- Episode no.: Series 3 Episode 4
- Directed by: Bob Spiers
- Original air date: 25 February 1973

Guest appearance
- Patricia Hayes as Hazel the Witch;

Episode chronology
| ← Previous "Winter Olympics" | Next → "For Those in Peril on the Sea" |

= That Old Black Magic (The Goodies) =

"That Old Black Magic" (also known as "Black Magic" and "Which Witch is Which?") is an episode of the British comedy television series The Goodies. Written by The Goodies, with songs and music by Bill Oddie with Patricia Hayes as guest star.

==Plot==
A witch named Hazel comes to the Goodies office, commenting that one of them has the power and that she wants to hold a séance with them so that she can conjure up spirits of humans instead of spirits of animals (which have been her only success). The Goodies think that she is a lunatic — but they decide to hold the séance she has requested, and to play tricks on her. During the séance with Hazel, Graeme unexpectedly becomes possessed by an evil force.
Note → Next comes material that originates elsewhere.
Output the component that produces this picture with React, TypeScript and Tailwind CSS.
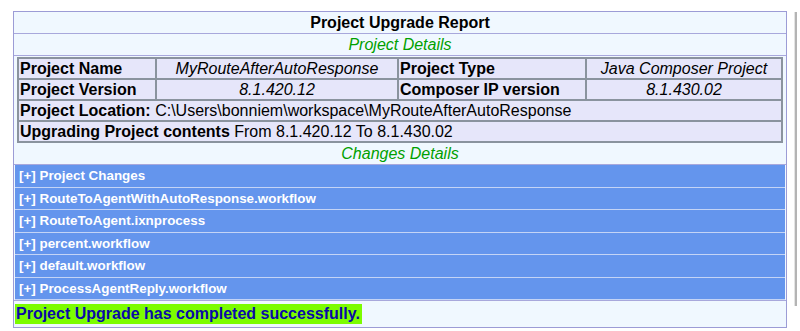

Graeme starts a coven, and Tim and Bill become worried about their public image, because Graeme is continuing to wear his "Goodies T-shirt". Looking around the coven area, Tim and Bill notice a sign with the words "Virgins wanted". Later, wanting to stop Graeme, they arrive, pretending to be the sacrificial virgins that Graeme has advertised for, and wearing long white dresses and long blonde wigs (Graeme complains about their appearance but decides to let them in anyway). Graeme, who has now changed his clothes, does some magic tricks, and is about to carry out the sacrifice of the two "virgins", and summons up the devil (who appears to be a parody of David Frost). However Hazel arrives, compels the devil to leave, and casts a spell over him, and the evil spirit leaves Graeme's body — only to be replaced by that of a spirit of a very lively and active gibbon, which Tim and Bill find difficult to capture.

When Graeme is eventually captured, Hazel is able to get the gibbon spirit to leave his body and he returns to normal. Then, tearing the pages from her book of spells, Hazel states that she will never use magic again, but her words are short-lived. Tim and Bill had also become unexpectedly possessed — by the spirits of a chicken and a dog.